▶ Collection entries
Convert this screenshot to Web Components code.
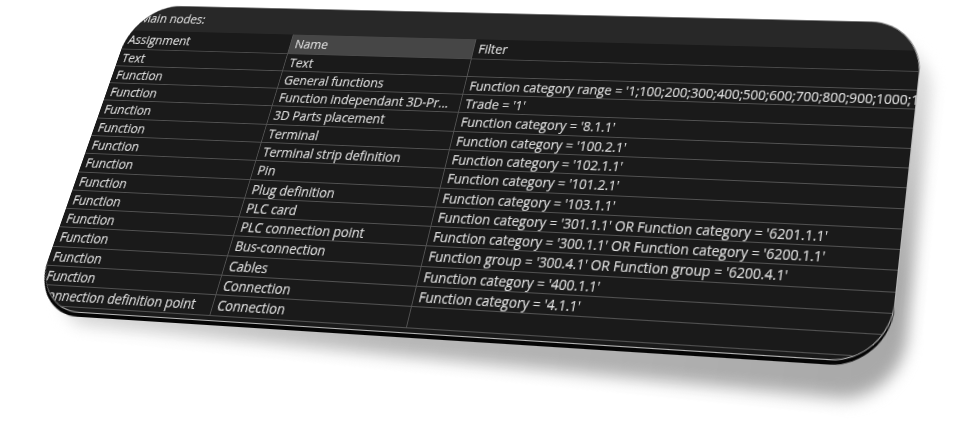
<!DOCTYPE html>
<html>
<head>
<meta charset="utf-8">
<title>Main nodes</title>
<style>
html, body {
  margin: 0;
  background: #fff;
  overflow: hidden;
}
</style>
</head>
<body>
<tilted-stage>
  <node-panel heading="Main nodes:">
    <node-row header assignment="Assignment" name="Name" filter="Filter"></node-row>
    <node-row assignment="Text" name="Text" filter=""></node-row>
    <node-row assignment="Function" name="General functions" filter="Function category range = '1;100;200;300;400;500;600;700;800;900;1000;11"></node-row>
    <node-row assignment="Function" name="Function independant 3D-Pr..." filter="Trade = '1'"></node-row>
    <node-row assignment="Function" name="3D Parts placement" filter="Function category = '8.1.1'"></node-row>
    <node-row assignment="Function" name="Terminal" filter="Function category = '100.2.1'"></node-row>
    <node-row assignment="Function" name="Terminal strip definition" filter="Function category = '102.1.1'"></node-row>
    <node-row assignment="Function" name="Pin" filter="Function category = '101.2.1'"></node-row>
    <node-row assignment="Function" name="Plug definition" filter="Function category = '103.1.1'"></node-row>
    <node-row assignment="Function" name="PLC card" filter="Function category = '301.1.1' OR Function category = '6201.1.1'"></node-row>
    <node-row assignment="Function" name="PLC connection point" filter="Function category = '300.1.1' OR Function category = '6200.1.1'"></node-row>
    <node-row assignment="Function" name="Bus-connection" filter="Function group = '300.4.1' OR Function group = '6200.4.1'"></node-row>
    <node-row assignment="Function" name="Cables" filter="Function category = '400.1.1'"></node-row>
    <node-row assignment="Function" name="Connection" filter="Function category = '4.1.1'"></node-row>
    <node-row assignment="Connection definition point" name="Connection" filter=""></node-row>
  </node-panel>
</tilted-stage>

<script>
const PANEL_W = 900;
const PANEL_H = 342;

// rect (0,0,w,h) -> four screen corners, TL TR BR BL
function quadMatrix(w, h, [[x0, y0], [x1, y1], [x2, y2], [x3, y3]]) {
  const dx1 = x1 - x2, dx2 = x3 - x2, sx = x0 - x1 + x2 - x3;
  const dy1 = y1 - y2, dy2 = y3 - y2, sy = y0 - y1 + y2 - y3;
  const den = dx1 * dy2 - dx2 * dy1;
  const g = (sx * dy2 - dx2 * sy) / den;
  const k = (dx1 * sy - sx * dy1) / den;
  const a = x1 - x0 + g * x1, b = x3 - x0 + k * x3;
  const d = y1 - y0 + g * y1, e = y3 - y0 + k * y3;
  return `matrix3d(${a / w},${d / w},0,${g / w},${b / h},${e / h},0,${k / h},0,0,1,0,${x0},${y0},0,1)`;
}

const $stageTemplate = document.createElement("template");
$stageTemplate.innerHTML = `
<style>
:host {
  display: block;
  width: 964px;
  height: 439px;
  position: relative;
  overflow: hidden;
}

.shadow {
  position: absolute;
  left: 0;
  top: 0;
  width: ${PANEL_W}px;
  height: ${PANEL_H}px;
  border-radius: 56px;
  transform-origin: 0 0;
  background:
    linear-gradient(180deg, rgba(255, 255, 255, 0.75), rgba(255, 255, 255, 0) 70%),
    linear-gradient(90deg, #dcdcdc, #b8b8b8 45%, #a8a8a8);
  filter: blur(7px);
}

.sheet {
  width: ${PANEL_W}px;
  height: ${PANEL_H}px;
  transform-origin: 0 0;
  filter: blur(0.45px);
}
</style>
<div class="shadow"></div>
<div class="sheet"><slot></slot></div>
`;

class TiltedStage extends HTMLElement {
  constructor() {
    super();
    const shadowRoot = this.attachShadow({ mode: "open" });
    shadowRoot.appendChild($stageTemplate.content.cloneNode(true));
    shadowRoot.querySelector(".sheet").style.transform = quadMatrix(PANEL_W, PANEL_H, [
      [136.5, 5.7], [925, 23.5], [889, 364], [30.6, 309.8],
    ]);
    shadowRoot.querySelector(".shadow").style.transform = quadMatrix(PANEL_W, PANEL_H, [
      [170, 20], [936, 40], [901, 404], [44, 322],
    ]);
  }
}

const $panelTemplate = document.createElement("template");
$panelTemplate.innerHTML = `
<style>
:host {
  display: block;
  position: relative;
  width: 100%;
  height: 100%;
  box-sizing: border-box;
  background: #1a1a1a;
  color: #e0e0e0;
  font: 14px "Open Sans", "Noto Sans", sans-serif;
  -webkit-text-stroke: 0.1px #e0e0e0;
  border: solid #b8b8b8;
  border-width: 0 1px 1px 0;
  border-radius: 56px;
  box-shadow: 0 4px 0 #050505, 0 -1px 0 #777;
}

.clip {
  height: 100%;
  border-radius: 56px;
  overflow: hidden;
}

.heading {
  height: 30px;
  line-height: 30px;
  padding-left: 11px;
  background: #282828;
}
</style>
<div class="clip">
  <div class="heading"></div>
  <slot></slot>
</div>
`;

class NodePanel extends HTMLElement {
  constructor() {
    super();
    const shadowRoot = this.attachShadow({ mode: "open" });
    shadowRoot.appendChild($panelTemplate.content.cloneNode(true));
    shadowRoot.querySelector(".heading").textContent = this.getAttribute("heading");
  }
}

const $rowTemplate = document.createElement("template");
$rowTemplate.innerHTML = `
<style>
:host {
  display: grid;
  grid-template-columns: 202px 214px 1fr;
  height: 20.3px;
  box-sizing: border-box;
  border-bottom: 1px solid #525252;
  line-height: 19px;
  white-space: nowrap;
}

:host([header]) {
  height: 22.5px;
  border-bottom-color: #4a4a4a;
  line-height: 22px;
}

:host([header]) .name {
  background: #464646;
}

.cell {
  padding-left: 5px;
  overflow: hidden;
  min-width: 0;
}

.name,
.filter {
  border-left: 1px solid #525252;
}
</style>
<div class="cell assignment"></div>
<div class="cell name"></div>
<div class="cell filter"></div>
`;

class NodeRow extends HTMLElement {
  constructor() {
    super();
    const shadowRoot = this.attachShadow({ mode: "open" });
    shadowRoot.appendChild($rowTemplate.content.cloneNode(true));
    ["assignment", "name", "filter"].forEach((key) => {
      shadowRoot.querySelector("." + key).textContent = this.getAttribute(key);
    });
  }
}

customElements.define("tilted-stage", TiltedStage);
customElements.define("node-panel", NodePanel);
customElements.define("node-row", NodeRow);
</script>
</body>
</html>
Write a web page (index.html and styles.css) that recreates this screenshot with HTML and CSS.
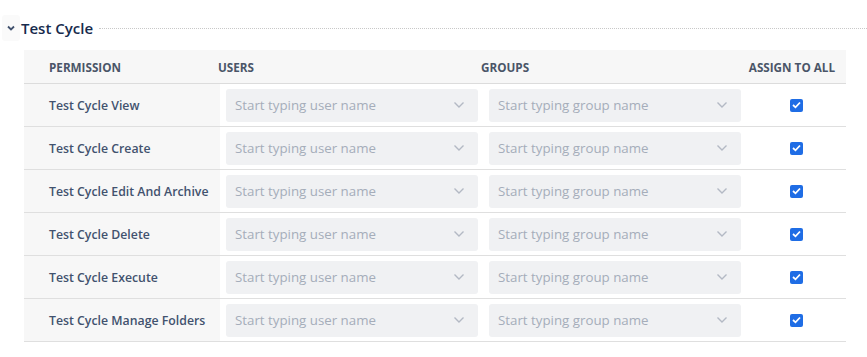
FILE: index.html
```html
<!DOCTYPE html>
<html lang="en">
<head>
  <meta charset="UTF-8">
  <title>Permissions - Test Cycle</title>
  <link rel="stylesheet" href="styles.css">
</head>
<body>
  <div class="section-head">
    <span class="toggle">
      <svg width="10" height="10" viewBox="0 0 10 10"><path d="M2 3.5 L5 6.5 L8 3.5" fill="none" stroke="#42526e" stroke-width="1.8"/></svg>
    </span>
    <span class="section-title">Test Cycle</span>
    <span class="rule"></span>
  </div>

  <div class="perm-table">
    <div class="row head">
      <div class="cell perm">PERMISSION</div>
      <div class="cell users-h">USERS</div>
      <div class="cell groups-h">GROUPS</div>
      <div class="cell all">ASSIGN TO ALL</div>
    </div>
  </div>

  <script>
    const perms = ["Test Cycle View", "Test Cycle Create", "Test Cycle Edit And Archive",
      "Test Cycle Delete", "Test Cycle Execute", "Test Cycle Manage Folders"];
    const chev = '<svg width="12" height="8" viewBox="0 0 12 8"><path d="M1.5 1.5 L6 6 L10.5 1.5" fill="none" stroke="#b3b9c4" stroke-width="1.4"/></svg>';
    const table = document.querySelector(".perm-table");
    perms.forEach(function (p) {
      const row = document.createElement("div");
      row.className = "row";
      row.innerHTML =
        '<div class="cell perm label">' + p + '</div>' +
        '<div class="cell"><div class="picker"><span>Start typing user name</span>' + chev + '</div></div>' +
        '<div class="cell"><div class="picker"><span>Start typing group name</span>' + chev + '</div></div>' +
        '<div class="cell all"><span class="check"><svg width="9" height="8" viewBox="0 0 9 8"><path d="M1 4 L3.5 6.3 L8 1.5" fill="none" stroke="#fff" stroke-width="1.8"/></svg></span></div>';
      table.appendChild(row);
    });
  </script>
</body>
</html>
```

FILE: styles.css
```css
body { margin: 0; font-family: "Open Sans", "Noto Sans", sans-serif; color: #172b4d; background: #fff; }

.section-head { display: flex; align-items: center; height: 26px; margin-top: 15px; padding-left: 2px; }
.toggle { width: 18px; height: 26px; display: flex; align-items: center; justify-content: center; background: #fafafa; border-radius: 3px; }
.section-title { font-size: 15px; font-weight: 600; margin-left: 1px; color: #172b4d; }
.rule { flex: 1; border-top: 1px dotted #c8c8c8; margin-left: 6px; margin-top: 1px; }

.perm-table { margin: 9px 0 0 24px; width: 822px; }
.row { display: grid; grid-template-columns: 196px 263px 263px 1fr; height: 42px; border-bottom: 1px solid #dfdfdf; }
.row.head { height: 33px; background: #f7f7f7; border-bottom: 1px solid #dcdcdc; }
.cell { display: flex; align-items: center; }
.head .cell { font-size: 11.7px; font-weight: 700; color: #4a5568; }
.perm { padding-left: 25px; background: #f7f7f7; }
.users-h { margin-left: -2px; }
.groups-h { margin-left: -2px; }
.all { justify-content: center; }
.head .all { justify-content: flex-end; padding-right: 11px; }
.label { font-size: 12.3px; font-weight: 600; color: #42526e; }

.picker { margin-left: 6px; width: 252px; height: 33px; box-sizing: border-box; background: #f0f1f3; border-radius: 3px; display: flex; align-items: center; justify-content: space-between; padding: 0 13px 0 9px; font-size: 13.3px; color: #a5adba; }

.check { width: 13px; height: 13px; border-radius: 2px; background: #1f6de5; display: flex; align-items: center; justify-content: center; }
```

▶ Exercise description
In the material above, find each line that contains the word "screenshot", and select it.

▶ Expected output
Convert this screenshot to Web Components code.
Write a web page (index.html and styles.css) that recreates this screenshot with HTML and CSS.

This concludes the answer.